İHD İstanbul Şube Başkanı Gülseren Yoleri, saldırının sorumlusunun devlet olduğunu vurguladı. Ardından yaralanan tutukluların aileleri ve yakınları söz alarak saldırıyı anlattılar. Saldırıyı çocuklarından dinleyen aileler, 8 kadar adli tutsağın ellerinde satır ve bıçaklarla gelerek havalandırma mazgallarından içeri cam kırıkları benzeri maddeler attığını, gardiyanların gözetiminde gerçekleşen saldırıya yönetimin duyarsız kaldığını belirttiler.
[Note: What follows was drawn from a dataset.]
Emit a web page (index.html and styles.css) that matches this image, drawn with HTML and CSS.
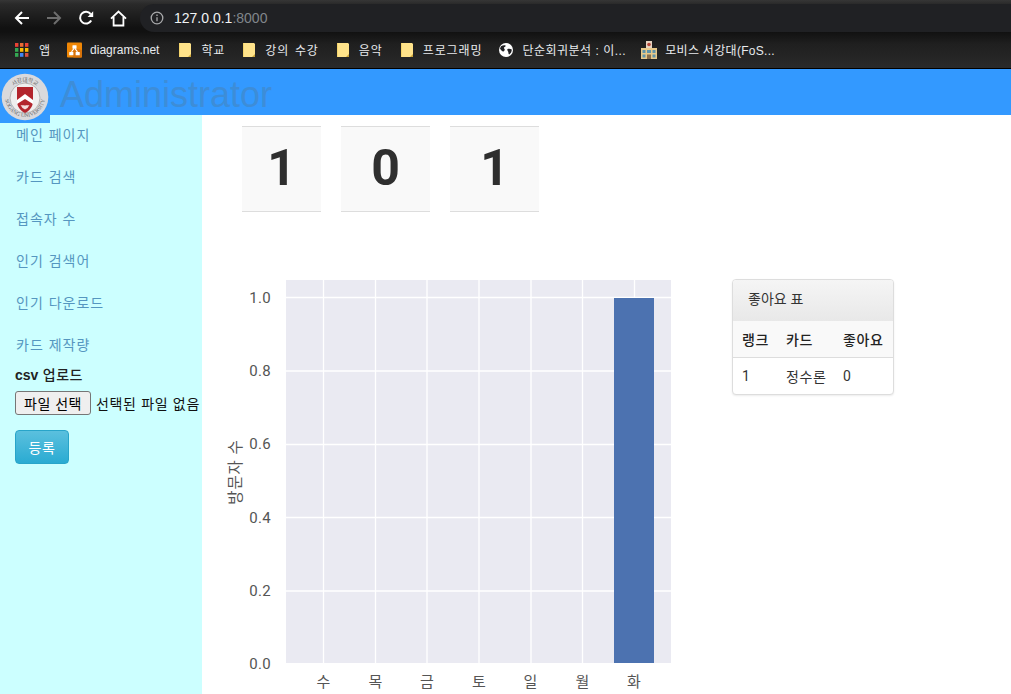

Saldırının açık bir devlet provokasyonu olduğunu ve bunun dışarıdaki linç atmosferinden farklı olmadığını belirten aileler, çocuklarının sağlığından endişe duyduklarını söylediler.

Basın toplantısına TUAD-DER, ESP’li Şehit ve Tutsak Aileleri, Gökkuşağı Kadın Derneği, Demokratik Özgür Kadın Hareketi, Arzela Kültür Merkezi, EKD, ÖDP, EHP’li kadınlar ve DTP de destek verdi.